Yesterday we covered the outbreak of severe convective weather, thunderstorms, large hail and flooding across a swathe of southeast Australia and already the industry insured losses from these storms has been estimated at A$320 million.
The Insurance Council of Australia (ICA) responded quickly with data collection from these storms having declared a catastrophe event.
In a sign of just how quickly losses could rise for this storm even, the organisation quickly reported 19,500 claims filed and an estimated insurance market loss of A$95 million.
Just four hours later the ICA provided an update, lifting the number of insurance claims filed to 29,000 and the insurance and perhaps reinsurance market loss to A$320 million (around US$220m).
So far, 56% of the insurance claims filed from the major hail storm event are in the Australian Capital Territory, 34% in Victoria and 10% in New South Wales.
The overall claims figure is expected to soar, as it is only a day since the storms were continuing to impact the region.
The ICA said that “thousands more claims are expected” from the severe weather event, with hail seemingly the driver of a significant number of the claims.
As ever with a large hail event, it’s likely that claims are emanating from auto and property lines of business.
Both Melbourne and Canberra were hammered by the hail storms, as well as parts of Sydney and up the coast towards Brisbane.
Large hail appears to have been the main source of damage, as giant hail stones of up to 5cm (2 inches) or more in diameter hit the areas.
Damaging thunderstorms were seen across a wide swathe of the southeastern coastal region of Australia, with hail damage expected to be severe, particularly in Canberra where many vehicles have been hit and buildings impacted.
Flooding was also a factor, due to heavy rainfall, with a months worth of rainfall experienced in just a day or so in some areas.
It remains very early to speculate over the potential industry impacts of these convective storms and large hail. But the losses will further pressure insurers after the ongoing bushfires and could lead to more leaking of claims into the global reinsurance market.

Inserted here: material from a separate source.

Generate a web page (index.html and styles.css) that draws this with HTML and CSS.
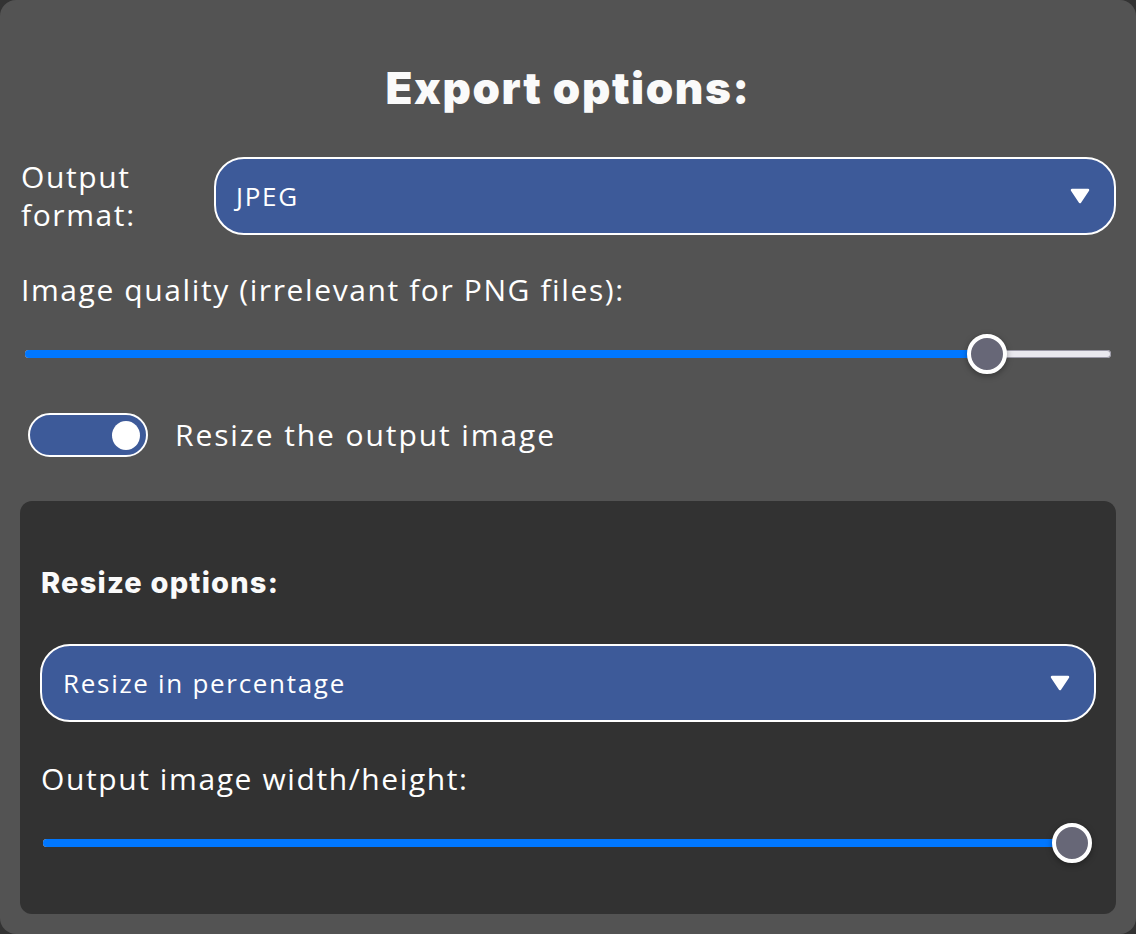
FILE: index.html
```html
<!DOCTYPE html>
<html>
<head>
<meta charset="utf-8">
<link rel="stylesheet" href="styles.css">
</head>
<body>
<div class="card">
  <h1 class="title">Export options:</h1>
  <div class="format-row">
    <label class="label format-label">Output<br>format:</label>
    <div class="select select-main">
      <span>JPEG</span>
      <svg class="arrow" width="20" height="16" viewBox="0 0 20 16"><path d="M2 2 L18 2 L10 14 Z" fill="#fff" stroke="#fff" stroke-width="2.5" stroke-linejoin="round"/></svg>
    </div>
  </div>
  <div class="label quality-label">Image quality (irrelevant for PNG files):</div>
  <div class="slider slider-quality">
    <div class="track"><div class="fill" style="width:88.6%"></div></div>
    <div class="thumb" style="left:88.6%"></div>
  </div>
  <div class="toggle-row">
    <div class="toggle"><div class="knob"></div></div>
    <span class="label toggle-label">Resize the output image</span>
  </div>
  <div class="inner">
    <h2 class="subtitle">Resize options:</h2>
    <div class="select select-resize">
      <span>Resize in percentage</span>
      <svg class="arrow" width="20" height="16" viewBox="0 0 20 16"><path d="M2 2 L18 2 L10 14 Z" fill="#fff" stroke="#fff" stroke-width="2.5" stroke-linejoin="round"/></svg>
    </div>
    <div class="label size-label">Output image width/height:</div>
    <div class="slider slider-size">
      <div class="track"><div class="fill" style="width:100%"></div></div>
      <div class="thumb" style="left:100%"></div>
    </div>
  </div>
</div>
</body>
</html>
```
FILE: styles.css
```css
html, body {
  margin: 0;
  padding: 0;
  background: #333333;
}
body {
  font-family: "Open Sans", "Liberation Sans", sans-serif;
  color: #ffffff;
}
.card {
  width: 1136px;
  height: 934px;
  box-sizing: border-box;
  background: #535353;
  border-radius: 16px;
  padding: 60px 20px 20px 20px;
  display: flex;
  flex-direction: column;
}
.title {
  margin: 0;
  text-align: center;
  font-family: Inter, "Open Sans", sans-serif;
  font-weight: 900;
  font-size: 44px;
  line-height: 56px;
  letter-spacing: 1.6px;
  color: #fafafa;
}
.label {
  font-size: 30px;
  line-height: 38px;
  color: #ffffff;
  letter-spacing: 1.6px;
}
.toggle-label {
  letter-spacing: 1.9px;
}
.format-row {
  display: flex;
  align-items: center;
  margin-top: 41px;
}
.format-label {
  width: 193px;
  flex: none;
  padding-left: 1px;
}
.select {
  flex: 1;
  height: 78px;
  box-sizing: border-box;
  border: 2px solid #ffffff;
  border-radius: 30px;
  background: #3d5a99;
  display: flex;
  align-items: center;
  justify-content: space-between;
  padding: 0 24px 0 20px;
  font-size: 26px;
  letter-spacing: 1.7px;
}
.arrow {
  display: block;
}
.quality-label {
  margin-top: 36px;
  padding-left: 1px;
}
.slider {
  position: relative;
  height: 40px;
  margin: 0 5px;
}
.slider-quality {
  margin-top: 25px;
}
.track {
  position: absolute;
  left: 0;
  right: 0;
  top: 16px;
  height: 8px;
  border-radius: 5px;
  background: #e9e8ee;
  box-shadow: inset 0 0 0 1px #9a98a6;
}
.fill {
  height: 100%;
  background: #0077ff;
  border-radius: 5px;
}
.thumb {
  position: absolute;
  top: 0;
  width: 40px;
  height: 40px;
  margin-left: -20px;
  box-sizing: border-box;
  border-radius: 50%;
  background: #676777;
  border: 4px solid #ffffff;
  box-shadow: 0 2px 6px rgba(0,0,0,0.35);
}
.toggle-row {
  display: flex;
  align-items: center;
  margin-top: 39px;
  padding-left: 8px;
  gap: 27px;
}
.toggle {
  width: 120px;
  height: 44px;
  flex: none;
  box-sizing: border-box;
  border: 2px solid #ffffff;
  border-radius: 22px;
  background: #3d5a99;
  display: flex;
  align-items: center;
  justify-content: flex-end;
  padding-right: 6px;
}
.knob {
  width: 28px;
  height: 29px;
  border-radius: 50%;
  background: #ffffff;
}
.inner {
  margin-top: 44px;
  flex: 1;
  background: #323232;
  border-radius: 12px;
  padding: 64px 20px 0 20px;
  display: flex;
  flex-direction: column;
}
.subtitle {
  margin: 0;
  font-family: Inter, "Open Sans", sans-serif;
  font-weight: 800;
  font-size: 29px;
  line-height: 36px;
  letter-spacing: 1.2px;
  padding-left: 1px;
  color: #fafafa;
}
.select-resize {
  flex: none;
  margin-top: 43px;
  padding-left: 21px;
}
.size-label {
  margin-top: 38px;
  padding-left: 1px;
}
.slider-size {
  margin: 25px 24px 0 3px;
}
```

Insurers are already tapping their aggregate reinsurance protection for the bushfire losses. The impacts of these severe storms and large hail could now surpass their set per-event retention levels, driving further reinsurance recoveries.
In addition, large insurers in Australia have been sharing some of their recent catastrophe losses through quota share reinsurance arrangements, which is likely to continue as these hail and storm impact look set to be significant.